By then, the SCC should have a detailed accounting of the financial impact of the storm that swept across central and Southwest Virginia the night of June 29, downing trees and power lines with wind gusts of 80 mph. Subsequent storms on June 30 in the Twin Counties, followed by another brief storm later that week, caused even more damage and outages.
“The logistics are just huge.” Matheney said of an ongoing repair operation that involved 5,200 workers, most of them non-Appalachian employees drawn from 22 states.
That might be true, Martin said.

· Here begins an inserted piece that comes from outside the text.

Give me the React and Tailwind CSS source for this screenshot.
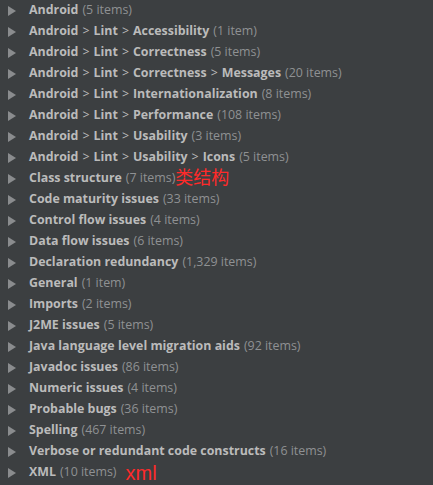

But why can’t shareholders and executives of the investor-owned utility feel some of the pain?
“There comes a time, when you are a company with the billions that Appalachian is, when you have to let your shareholders bear some of the costs of doing business,” Martin said. “Everything does not have to fall on the consumer.”
In April, American Electric Power Co., the parent company of APCo, reported its first-quarter earnings rose by more than 10 percent.
The Columbus, Ohio-based company said that its net income rose to $389 million, or 80 cents per share in the January-to-March period, compared with $353 million, or 73 cents per share, a year earlier.
Investors who profit from those margins “need to pick up their end of the deal,” Martin said.
Although Matheney declined to offer even a rough estimate of APCo’s expenses so far, she pointed to a massive snowstorm in December 2009 as an example of what Mother Nature can do to the bottom line.
To recover costs of about $25 million for that storm, APCo sought a rate increase that was approved by the SCC. As a result, the average residential customer is being billed an additional 35 cents a month over the course of five years.
And that was for a storm that knocked out power to 46,000 of APCo’s Virginia customers — about one-fifth of the total affected by the recent storms.
Should this lead to higher bills down the road, it would be the latest in a series of increases borne by APCo customers. So far this year, the SCC has approved two sets of rate increases by APCo, for a total monthly increase of about 14 percent for the average residential customer. Those increases were for environmental compliance and fuel costs.
Still, an analysis by the state attorney general’s office in January — before the most recent increases took effect — found that APCo had the third-lowest rates in the state among the 33 public utilities, private cooperatives and municipalities that sell electricity in Virginia.
Because some of the smaller providers rely on power from APCo, their rates likely would rise proportionally.
It’s not uncommon for utilities to receive regulatory approval to raise their rates in the wake of a natural disaster, utility experts said.
“In general, the costs of storm restoration is covered by the customers,” said Clay Perry, a spokesman for the Electric Power Research Institute, an independent, nonprofit organization.
“Of course, you can’t predict storms or estimate how much they will cost,” he said.
But according to Martin, the costs of having to do without electricity for days have already been incurred by people forced to throw out spoiled food they can barely afford, and by small businesses that have lost revenue to the storm and the darkness that followed.
To add a rate increase on top of all that is just too much, Martin said.
“The compassion for the customers is zip,” she said. “And in this day and time, when you don’t have compassion for your fellow human beings, I don’t know what’s going to happen.”